Most famously, one day while relaxing at home with his family in London, Fitzroy was called upon by an emissary from Queen Victoria, asking if it was safe for her majesty to voyage over to the Isle of Wight for the day.
THE FISHERMAN’S FRIEND
But these weather forecasts remained controversial and were especially unpopular with owners of the fishing fleets who didn’t want their fishermen languishing in port needlessly when an incorrect forecast was issued. These ‘mistakes’ occurred about 40% of the time – so the stress levels on Fitzroy and his small department at the Met Office grew. The stress, along with his personal financial worries, eventually brought back his manic depression and eventual suicide in 1865, after which his office was disbanded.
When news of the end of Fitzroy’s forecasts reached them, fishermen rioted. Finally, some two years after his death the Met Office and forecasts were reinstated to create a legacy to which many seafarers owe their lives.

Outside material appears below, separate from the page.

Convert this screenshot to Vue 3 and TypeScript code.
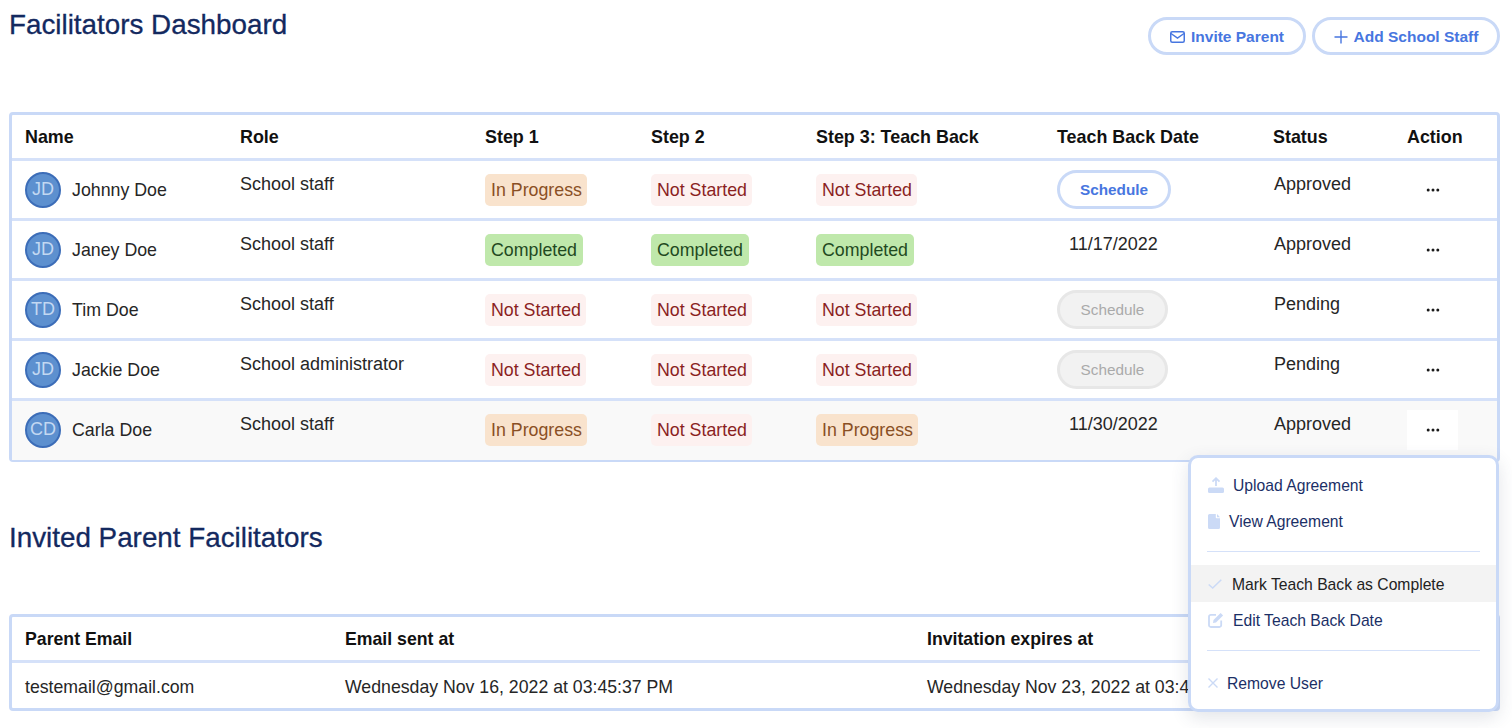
<script setup lang="ts">
type Step = 'In Progress' | 'Not Started' | 'Completed'
interface Person {
  initials: string
  name: string
  role: string
  steps: Step[]
  date?: string
  schedule?: 'active' | 'disabled'
  status: string
  open?: boolean
}
const headers = ['Name', 'Role', 'Step 1', 'Step 2', 'Step 3: Teach Back', 'Teach Back Date', 'Status', 'Action']
const people: Person[] = [
  { initials: 'JD', name: 'Johnny Doe', role: 'School staff', steps: ['In Progress', 'Not Started', 'Not Started'], schedule: 'active', status: 'Approved' },
  { initials: 'JD', name: 'Janey Doe', role: 'School staff', steps: ['Completed', 'Completed', 'Completed'], date: '11/17/2022', status: 'Approved' },
  { initials: 'TD', name: 'Tim Doe', role: 'School staff', steps: ['Not Started', 'Not Started', 'Not Started'], schedule: 'disabled', status: 'Pending' },
  { initials: 'JD', name: 'Jackie Doe', role: 'School administrator', steps: ['Not Started', 'Not Started', 'Not Started'], schedule: 'disabled', status: 'Pending' },
  { initials: 'CD', name: 'Carla Doe', role: 'School staff', steps: ['In Progress', 'Not Started', 'In Progress'], date: '11/30/2022', status: 'Approved', open: true },
]
const badgeClass = (s: Step): string => s.toLowerCase().replace(' ', '-')
</script>

<template>
  <div class="page">
    <header class="top">
      <h1 class="title">Facilitators Dashboard</h1>
      <div class="actions">
        <button class="pill invite">
          <svg width="15" height="12" viewBox="0 0 15 12" fill="none" stroke="currentColor" stroke-width="1.500">
            <rect x=".75" y=".75" width="13.500" height="10.500" rx="1.500" />
            <path d="M1 2.500 7.500 7 14 2.500" />
          </svg>
          Invite Parent
        </button>
        <button class="pill add">
          <svg width="14" height="14" viewBox="0 0 14 14" fill="none" stroke="currentColor" stroke-width="1.400">
            <path d="M7 .5v13M.5 7h13" />
          </svg>
          Add School Staff
        </button>
      </div>
    </header>

    <section class="table">
      <div class="row head">
        <div v-for="h in headers" :key="h">{{ h }}</div>
      </div>
      <div v-for="p in people" :key="p.name" class="row body" :class="{ hover: p.open }">
        <div class="who">
          <span class="avatar">{{ p.initials }}</span>
          <span class="person">{{ p.name }}</span>
        </div>
        <div class="raised">{{ p.role }}</div>
        <div v-for="(s, i) in p.steps" :key="i">
          <span class="badge" :class="badgeClass(s)">{{ s }}</span>
        </div>
        <div v-if="p.date" class="raised date">{{ p.date }}</div>
        <div v-else>
          <button class="schedule" :class="p.schedule">Schedule</button>
        </div>
        <div class="raised status">{{ p.status }}</div>
        <div>
          <span class="more" :class="{ on: p.open }">
            <svg width="14" height="4" viewBox="0 0 14 4" fill="#1a1a1a">
              <circle cx="2.200" cy="2" r="1.500" /><circle cx="7" cy="2" r="1.500" /><circle cx="11.800" cy="2" r="1.500" />
            </svg>
          </span>
        </div>
      </div>
    </section>

    <h2 class="title second">Invited Parent Facilitators</h2>

    <section class="table invited">
      <div class="row head inv">
        <div>Parent Email</div>
        <div>Email sent at</div>
        <div>Invitation expires at</div>
      </div>
      <div class="row inv inv-body">
        <div>testemail@gmail.com</div>
        <div>Wednesday Nov 16, 2022 at 03:45:37 PM</div>
        <div>Wednesday Nov 23, 2022 at 03:4</div>
      </div>
    </section>

    <aside class="menu">
      <div class="item">
        <svg class="ic" width="16" height="16" viewBox="0 0 16 16" fill="none">
          <path d="M8 9V1.200M4.500 4.600 8 1.200l3.500 3.400" stroke="#cbdaf6" stroke-width="1.800" />
          <rect x="0" y="10.500" width="16" height="5.500" rx="1.500" fill="#cbdaf6" />
        </svg>
        <span class="gap-upload">Upload Agreement</span>
      </div>
      <div class="item">
        <svg class="ic" width="12" height="15" viewBox="0 0 12 15" fill="#cbdaf6">
          <path d="M1.500 0H7.800v3.500a.8.8 0 0 0 .8.800H12v9.200a1.500 1.500 0 0 1-1.500 1.500h-9A1.500 1.500 0 0 1 0 13.500v-12A1.500 1.500 0 0 1 1.500 0z" />
          <path d="M9 0l3 3.200H9z" />
        </svg>
        <span class="gap-view">View Agreement</span>
      </div>
      <div class="rule"></div>
      <div class="item lit">
        <svg class="ic" width="14" height="10" viewBox="0 0 14 10" fill="none" stroke="#cbdaf6" stroke-width="1.500">
          <path d="M.7 5.500 4.700 9 13.300.7" />
        </svg>
        <span class="gap-mark">Mark Teach Back as Complete</span>
      </div>
      <div class="item">
        <svg class="ic" width="16" height="16" viewBox="0 0 16 16" fill="none">
          <path d="M8 2.800H2.800A1.800 1.800 0 0 0 1 4.600v8.600A1.800 1.800 0 0 0 2.800 15h8.600a1.800 1.800 0 0 0 1.800-1.800V8.500" stroke="#cbdaf6" stroke-width="1.800" />
          <path d="M5.500 8 12.600.9l2.500 2.500L8 10.500l-3 .5z" fill="#cbdaf6" />
        </svg>
        <span class="gap-upload">Edit Teach Back Date</span>
      </div>
      <div class="rule lower"></div>
      <div class="item">
        <svg class="ic" width="10" height="10" viewBox="0 0 10 10" fill="none" stroke="#cbdaf6" stroke-width="1.400">
          <path d="M.5.500l9 9M9.500.500l-9 9" />
        </svg>
        <span class="gap-remove">Remove User</span>
      </div>
    </aside>
  </div>
</template>

<style>
html, body { margin: 0; background: #fff; overflow: hidden; }
</style>

<style scoped>
.page {
  position: relative;
  width: 1512px;
  height: 728px;
  box-sizing: border-box;
  padding: 0 12px 0 9px;
  overflow: hidden;
  font-family: "Liberation Sans", Arial, sans-serif;
  font-size: 17.8px;
  color: #262626;
}
.top {
  display: flex;
  justify-content: space-between;
  align-items: flex-start;
  height: 112px;
}
.title {
  margin: 0;
  font-size: 27.8px;
  font-weight: 400;
  line-height: 30px;
  color: #13295f;
  -webkit-text-stroke: 0.3px #13295f;
}
.top .title { padding-top: 10px; }
.actions { display: flex; gap: 6px; padding-top: 17px; }
.pill {
  display: flex;
  align-items: center;
  justify-content: center;
  gap: 6px;
  height: 38px;
  box-sizing: border-box;
  border: 3px solid #c9d9f7;
  border-radius: 19px;
  background: #fff;
  color: #4776e0;
  font: 700 15.5px "Liberation Sans", Arial, sans-serif;
  padding: 1px 0 0;
}
.invite { width: 158px; }
.add { width: 188px; }

.table {
  box-sizing: border-box;
  border: 3px solid #c9d9f7;
  border-radius: 4px;
  background: #fff;
  height: 350px;
}
.row {
  display: grid;
  grid-template-columns: 215px 245px 166px 165px 241px 216px 134px 1fr;
  padding-left: 13px;
  align-items: center;
  box-sizing: border-box;
}
.head {
  height: 46px;
  font-weight: 700;
  font-size: 17.9px;
  color: #111;
  border-bottom: 3px solid #d5e1f9;
  padding-top: 1px;
}
.body {
  height: 60px;
  border-bottom: 3px solid #d5e1f9;
}
.body:last-child { border-bottom: 0; height: 59px; padding-bottom: 2px; }
.hover { background: #f9f9f9; }
.who { display: flex; align-items: center; gap: 11px; }
.person { padding-top: 2px; }
.avatar {
  width: 36px;
  height: 36px;
  box-sizing: border-box;
  border: 2px solid #3c6db8;
  border-radius: 50%;
  background: #5d90cf;
  color: #c3d8f2;
  display: flex;
  align-items: center;
  justify-content: center;
  font-size: 18px;
}
.raised { padding-bottom: 10px; font-size: 18px; }
.status { padding-left: 1px; }
.date { padding-left: 12px; }
.badge {
  display: inline-block;
  padding: 6px 5.5px 6px 6px;
  border-radius: 5px;
  line-height: 20px;
}
.in-progress { background: #f9e3cd; color: #8a4f24; }
.not-started { background: #fdf1f0; color: #8b1f1f; }
.completed { background: #bfe8ab; color: #1f4a1f; }
.schedule {
  display: block;
  box-sizing: border-box;
  height: 39px;
  border-radius: 20px;
  font: 15.3px "Liberation Sans", Arial, sans-serif;
  padding: 0;
}
.active {
  width: 114px;
  background: #fff;
  border: 3px solid #c9d9f7;
  color: #4776e0;
  font-weight: 700;
}
.disabled {
  width: 111px;
  background: #f2f2f2;
  border: 3px solid #e7e7e7;
  color: #aaa;
}
.more {
  display: flex;
  width: 51px;
  height: 40px;
  align-items: center;
  justify-content: center;
}
.more.on { background: #fff; }

.second { padding-top: 61px; height: 91px; box-sizing: content-box; margin-bottom: 0; }
.invited { height: 97px; font-size: 17.7px; }
.invited .head { font-size: 17.7px; }
.inv { grid-template-columns: 320px 582px 1fr; }
.inv-body { height: 48px; white-space: nowrap; }

.menu {
  position: absolute;
  left: 1188px;
  top: 455px;
  width: 311px;
  height: 257px;
  box-sizing: border-box;
  border: 3px solid #c9d9f7;
  border-radius: 10px;
  background: #fff;
  box-shadow: 0 6px 18px rgba(60, 70, 100, 0.14);
  font-size: 15.7px;
  color: #1b2f66;
  padding-top: 9px;
}
.item {
  display: flex;
  align-items: center;
  height: 36px;
  padding-left: 17px;
}
.item span { padding-top: 2px; }
.ic { flex: none; }
.gap-upload { margin-left: 9px; }
.gap-view { margin-left: 9px; }
.gap-mark { margin-left: 10px; }
.gap-remove { margin-left: 9px; }
.rule { height: 1px; background: #d5e1f9; margin: 12px 16px 13px; }
.rule.lower { margin: 12px 16px 14px; }
.lit { background: #f3f3f3; color: #222; height: 37px; }
</style>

These, and other factors about Captain Fitzroy were long forgotten until 2002 when something very controversial happened to our beloved Shipping Forecast. A European Parliamentary directive required a change of name for the southern section of the Shipping Forecast (Finisterre) because it was also used by Spanish meteorologists.
Again, near riots ensued in the UK among seafarers and nostalgic landlubbers – until the Met Office had the last word and gave this sea area a new name: Fitzroy.